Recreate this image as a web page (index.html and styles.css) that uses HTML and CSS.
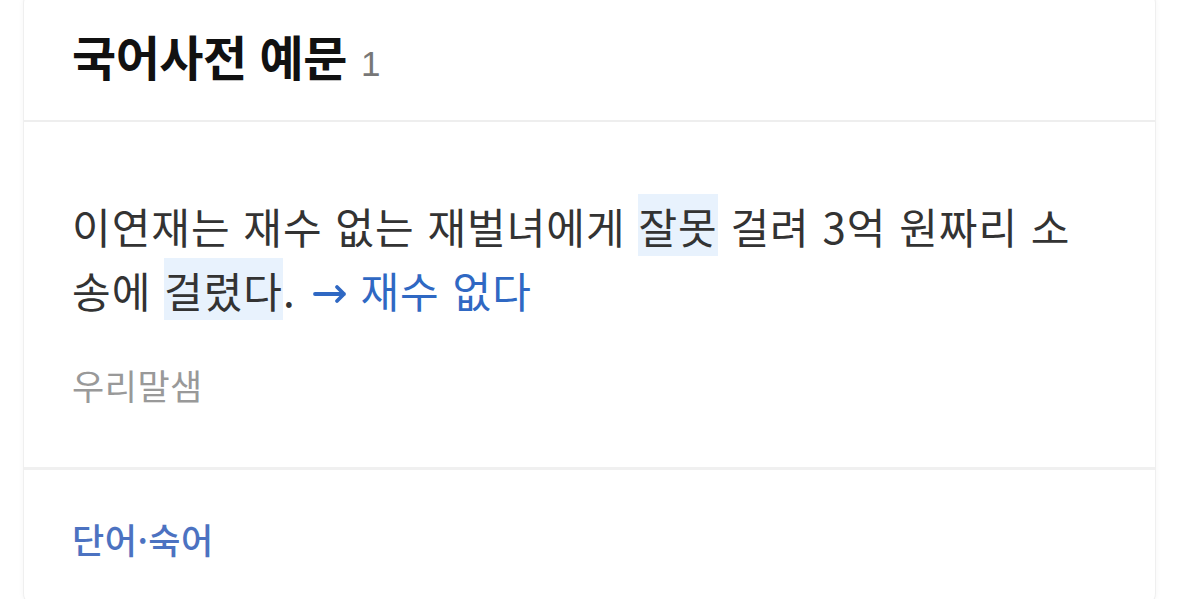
FILE: index.html
```html
<!DOCTYPE html>
<html lang="ko">
<head>
    <meta charset="UTF-8">
    <meta name="viewport" content="width=device-width, initial-scale=1.0">
    <title>국어사전 예문</title>
    <link rel="stylesheet" href="styles.css">
</head>
<body>
    <section class="dict-card">
        <header class="card-head">
            <h2>국어사전 예문<span class="count">1</span></h2>
        </header>

        <div class="example">
            <p class="sentence">이연재는 재수 없는 재벌녀에게 <mark>잘못</mark> 걸려 3억 원짜리 소송에 <mark>걸렸다</mark>. <a href="#" class="ref"><svg class="arrow" viewBox="0 0 36 20" width="36" height="20"><path d="M3 10H32M25 3L32 10L25 17" fill="none" stroke="currentColor" stroke-width="3.8" stroke-linecap="round" stroke-linejoin="round"/></svg>재수 없다</a></p>
            <p class="source">우리말샘</p>
        </div>

        <div class="card-foot">
            <a href="#" class="more">단어·숙어</a>
        </div>
    </section>
</body>
</html>
```

FILE: styles.css
```css
body {
    margin: 0;
    padding: 0 24px;
    background: #fff;
    font-family: 'Noto Sans CJK KR', 'Noto Sans', sans-serif;
    color: #333;
}

.dict-card {
    margin-top: -10px;
    background: #fff;
    border-radius: 14px;
    box-shadow: 0 0 0 1px #efefef, 0 0 6px rgba(0,0,0,0.06);
    overflow: hidden;
}

.card-head {
    height: 132px;
    padding: 0 48px;
    display: flex;
    align-items: center;
    border-bottom: 2px solid #eeeeee;
    box-sizing: border-box;
}

.card-head h2 {
    margin: 0;
    font-size: 48px;
    font-weight: 700;
    color: #111;
    letter-spacing: -0.5px;
}

.count {
    margin-left: 14px;
    font-family: 'Liberation Sans', Arial, sans-serif;
    font-size: 35px;
    font-weight: 400;
    color: #777;
    letter-spacing: 0;
}

.example {
    padding: 72px 48px 0;
    height: 348px;
    box-sizing: border-box;
    border-bottom: 3px solid #f0f0f0;
}

.sentence {
    margin: 0;
    font-size: 42px;
    line-height: 64px;
    letter-spacing: 1px;
    color: #333;
}

mark {
    background: #e8f2fd;
    color: inherit;
    padding: 1px 0 0;
}

.ref {
    color: #2f68c3;
    text-decoration: none;
}

.arrow {
    margin: 0 12px 0 4px;
    vertical-align: 4px;
}

.source {
    margin: 37px 0 0;
    font-size: 35px;
    color: #999;
    letter-spacing: 0.5px;
}

.card-foot {
    padding: 43px 48px;
}

.more {
    font-size: 35px;
    font-weight: 500;
    color: #4c72c1;
    text-decoration: none;
    letter-spacing: 0.5px;
}
```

※

__Task to complete__: Locate the string "styles" in the listing above and copy every line where it occurs.

__Exercise answer__:
Recreate this image as a web page (index.html and styles.css) that uses HTML and CSS.
    <link rel="stylesheet" href="styles.css">
FILE: styles.css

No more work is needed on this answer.